**Dataset section**

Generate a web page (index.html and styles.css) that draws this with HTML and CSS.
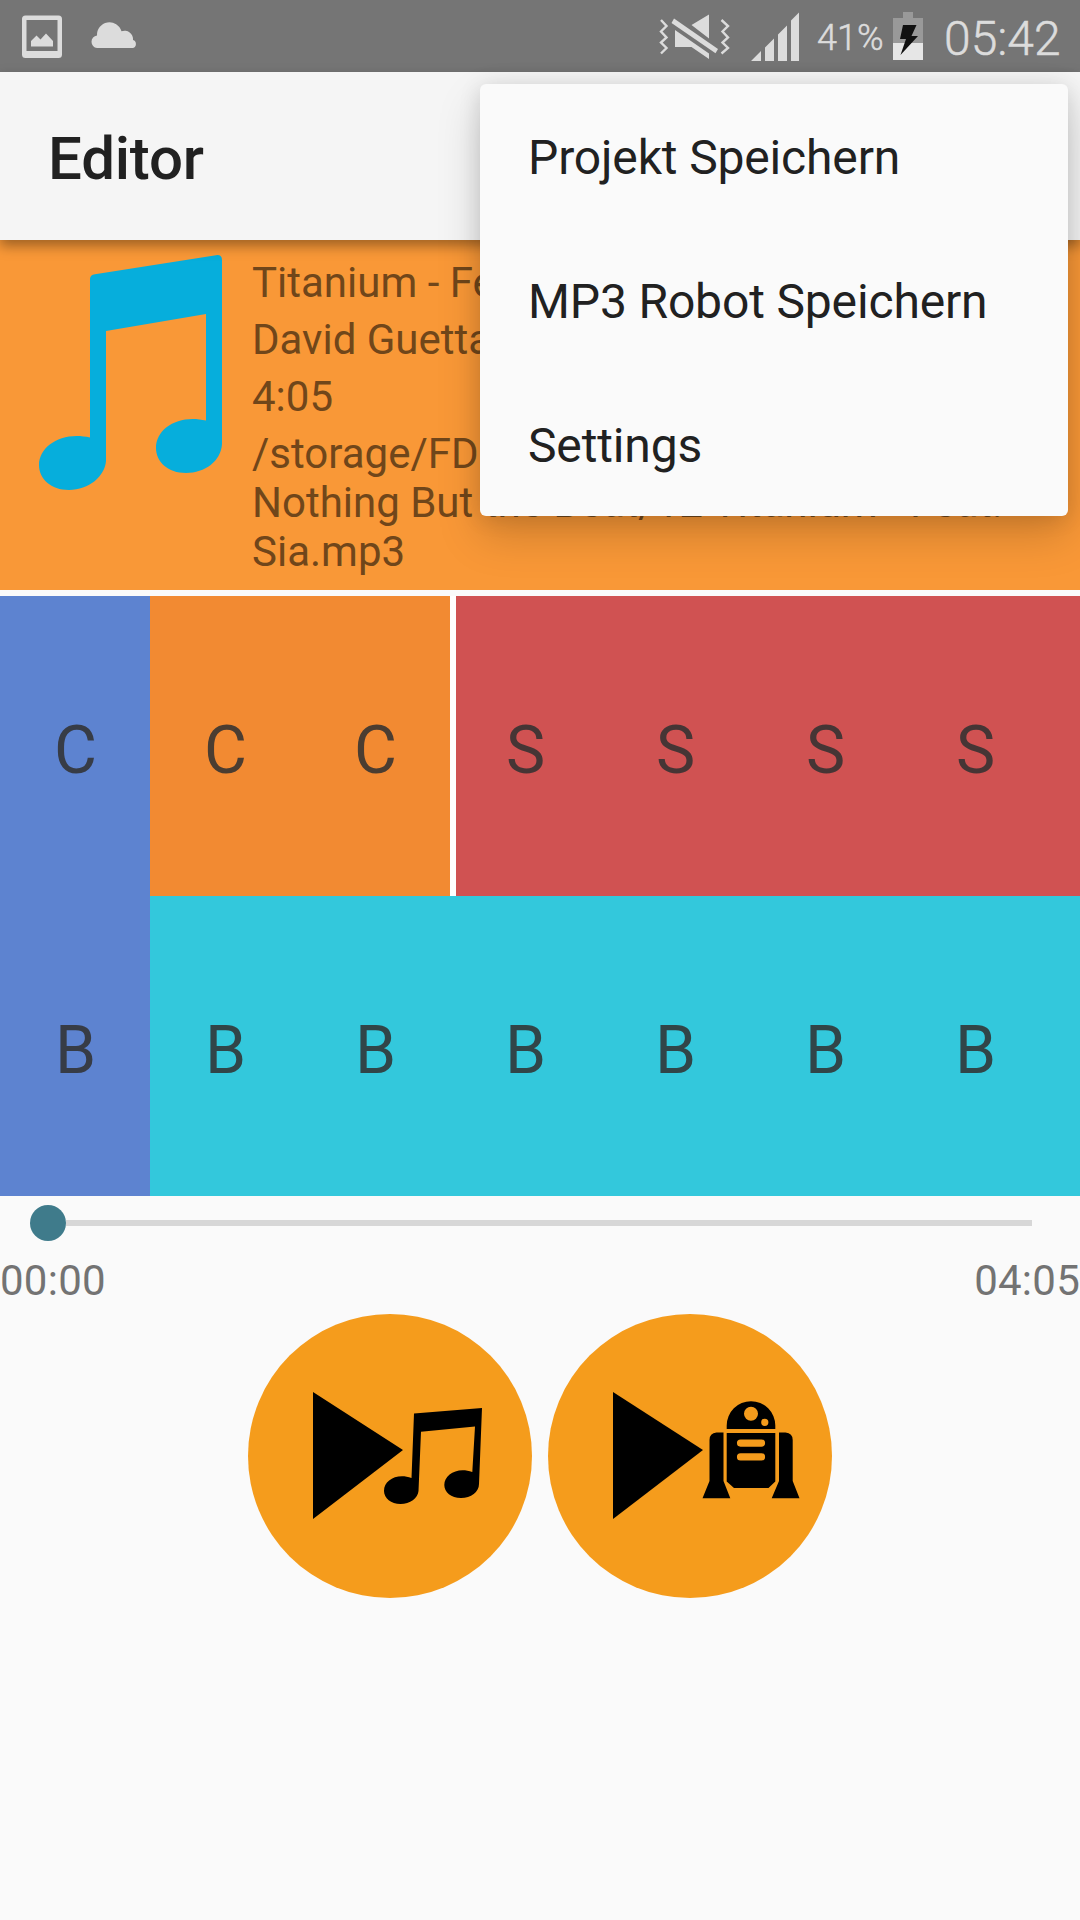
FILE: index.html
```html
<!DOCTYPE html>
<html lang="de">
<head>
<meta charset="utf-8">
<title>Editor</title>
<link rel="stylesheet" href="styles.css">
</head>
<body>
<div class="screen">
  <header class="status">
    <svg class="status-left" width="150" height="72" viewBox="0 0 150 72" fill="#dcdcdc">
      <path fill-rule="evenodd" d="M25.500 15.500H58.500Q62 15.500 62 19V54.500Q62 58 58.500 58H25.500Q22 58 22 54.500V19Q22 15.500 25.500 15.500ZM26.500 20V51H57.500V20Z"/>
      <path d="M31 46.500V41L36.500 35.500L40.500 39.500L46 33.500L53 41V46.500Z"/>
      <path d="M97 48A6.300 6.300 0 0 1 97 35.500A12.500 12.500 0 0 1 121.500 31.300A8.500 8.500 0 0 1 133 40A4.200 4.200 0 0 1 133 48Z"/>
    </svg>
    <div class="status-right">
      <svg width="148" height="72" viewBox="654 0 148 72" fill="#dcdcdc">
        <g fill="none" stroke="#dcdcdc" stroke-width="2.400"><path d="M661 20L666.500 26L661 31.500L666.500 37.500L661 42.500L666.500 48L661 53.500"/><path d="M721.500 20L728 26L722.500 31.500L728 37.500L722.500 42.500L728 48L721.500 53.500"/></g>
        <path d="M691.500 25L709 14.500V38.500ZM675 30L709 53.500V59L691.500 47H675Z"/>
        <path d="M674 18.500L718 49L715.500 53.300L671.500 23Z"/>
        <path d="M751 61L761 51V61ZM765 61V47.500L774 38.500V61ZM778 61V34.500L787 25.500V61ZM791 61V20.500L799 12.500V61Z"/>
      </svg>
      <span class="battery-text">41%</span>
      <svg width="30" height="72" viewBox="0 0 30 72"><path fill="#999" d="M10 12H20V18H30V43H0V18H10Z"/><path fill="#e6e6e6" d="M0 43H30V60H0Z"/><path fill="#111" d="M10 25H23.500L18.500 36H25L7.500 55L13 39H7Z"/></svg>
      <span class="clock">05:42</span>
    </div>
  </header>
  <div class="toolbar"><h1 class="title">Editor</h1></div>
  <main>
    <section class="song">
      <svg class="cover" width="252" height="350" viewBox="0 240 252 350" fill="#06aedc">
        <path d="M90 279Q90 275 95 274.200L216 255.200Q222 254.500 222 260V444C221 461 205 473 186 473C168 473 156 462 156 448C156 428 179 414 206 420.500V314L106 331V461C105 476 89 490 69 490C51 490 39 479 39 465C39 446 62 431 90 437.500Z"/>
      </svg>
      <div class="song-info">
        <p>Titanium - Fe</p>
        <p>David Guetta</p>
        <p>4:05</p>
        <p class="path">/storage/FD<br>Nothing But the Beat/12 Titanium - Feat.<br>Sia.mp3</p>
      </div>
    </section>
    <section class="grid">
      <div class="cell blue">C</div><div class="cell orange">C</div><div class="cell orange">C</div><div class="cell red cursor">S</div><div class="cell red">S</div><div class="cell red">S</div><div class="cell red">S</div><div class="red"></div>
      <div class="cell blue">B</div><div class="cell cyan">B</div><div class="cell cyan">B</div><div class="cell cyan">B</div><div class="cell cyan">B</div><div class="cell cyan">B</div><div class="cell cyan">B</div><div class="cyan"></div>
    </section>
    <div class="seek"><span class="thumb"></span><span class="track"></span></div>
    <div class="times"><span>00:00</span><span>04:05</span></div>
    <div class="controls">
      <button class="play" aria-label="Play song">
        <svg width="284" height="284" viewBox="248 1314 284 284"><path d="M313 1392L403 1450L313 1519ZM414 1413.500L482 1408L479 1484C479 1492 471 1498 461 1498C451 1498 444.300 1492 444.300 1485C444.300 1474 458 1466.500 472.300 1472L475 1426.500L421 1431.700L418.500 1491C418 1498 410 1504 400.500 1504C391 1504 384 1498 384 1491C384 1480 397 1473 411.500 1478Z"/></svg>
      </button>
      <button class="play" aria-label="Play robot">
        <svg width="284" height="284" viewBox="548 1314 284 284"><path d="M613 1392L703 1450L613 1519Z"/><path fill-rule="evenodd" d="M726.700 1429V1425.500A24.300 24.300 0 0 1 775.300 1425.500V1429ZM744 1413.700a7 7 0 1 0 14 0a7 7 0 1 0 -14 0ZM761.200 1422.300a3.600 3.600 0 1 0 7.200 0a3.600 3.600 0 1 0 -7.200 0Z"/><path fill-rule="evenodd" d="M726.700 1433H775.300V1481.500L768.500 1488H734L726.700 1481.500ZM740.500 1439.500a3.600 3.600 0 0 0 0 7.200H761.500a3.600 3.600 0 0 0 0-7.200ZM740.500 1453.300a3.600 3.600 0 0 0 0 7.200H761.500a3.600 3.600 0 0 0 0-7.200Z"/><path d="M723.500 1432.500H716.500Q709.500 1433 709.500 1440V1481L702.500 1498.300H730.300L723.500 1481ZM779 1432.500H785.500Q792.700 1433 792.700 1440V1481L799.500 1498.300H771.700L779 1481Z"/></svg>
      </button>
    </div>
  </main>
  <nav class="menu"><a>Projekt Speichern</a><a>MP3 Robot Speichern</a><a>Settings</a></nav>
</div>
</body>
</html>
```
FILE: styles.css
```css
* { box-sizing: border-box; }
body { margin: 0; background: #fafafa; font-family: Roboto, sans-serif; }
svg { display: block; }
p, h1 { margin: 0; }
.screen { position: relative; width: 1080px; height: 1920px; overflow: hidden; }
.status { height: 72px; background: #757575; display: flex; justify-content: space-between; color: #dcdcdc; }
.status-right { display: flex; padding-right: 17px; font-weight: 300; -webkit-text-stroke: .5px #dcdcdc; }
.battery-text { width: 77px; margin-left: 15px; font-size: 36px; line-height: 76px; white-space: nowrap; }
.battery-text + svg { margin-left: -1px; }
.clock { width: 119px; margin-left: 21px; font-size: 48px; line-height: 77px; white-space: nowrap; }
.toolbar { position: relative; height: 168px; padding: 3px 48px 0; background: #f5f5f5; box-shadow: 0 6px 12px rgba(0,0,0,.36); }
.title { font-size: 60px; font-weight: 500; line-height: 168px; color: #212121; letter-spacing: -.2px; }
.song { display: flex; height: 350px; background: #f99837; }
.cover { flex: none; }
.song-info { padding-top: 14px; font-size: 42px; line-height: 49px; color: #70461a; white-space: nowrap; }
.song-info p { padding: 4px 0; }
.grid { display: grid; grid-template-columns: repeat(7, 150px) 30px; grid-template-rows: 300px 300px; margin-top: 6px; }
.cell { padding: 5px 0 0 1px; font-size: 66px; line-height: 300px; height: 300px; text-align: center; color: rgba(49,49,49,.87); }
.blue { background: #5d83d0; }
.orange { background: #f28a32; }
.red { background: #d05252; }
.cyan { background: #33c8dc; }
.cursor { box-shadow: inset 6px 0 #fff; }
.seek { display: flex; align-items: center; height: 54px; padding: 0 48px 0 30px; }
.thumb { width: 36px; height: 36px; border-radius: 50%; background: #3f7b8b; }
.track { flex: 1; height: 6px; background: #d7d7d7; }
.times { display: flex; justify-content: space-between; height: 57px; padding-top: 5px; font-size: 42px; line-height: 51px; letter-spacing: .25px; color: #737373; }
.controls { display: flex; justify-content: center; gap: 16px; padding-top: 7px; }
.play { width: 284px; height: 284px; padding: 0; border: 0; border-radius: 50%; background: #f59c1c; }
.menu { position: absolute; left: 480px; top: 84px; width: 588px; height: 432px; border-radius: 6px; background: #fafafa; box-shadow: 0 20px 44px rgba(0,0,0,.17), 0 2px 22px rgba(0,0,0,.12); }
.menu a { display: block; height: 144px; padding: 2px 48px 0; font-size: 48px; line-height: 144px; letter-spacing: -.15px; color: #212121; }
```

**Task description**
Where a line above holds the string "index", show that line.

**Solution below**
Generate a web page (index.html and styles.css) that draws this with HTML and CSS.
FILE: index.html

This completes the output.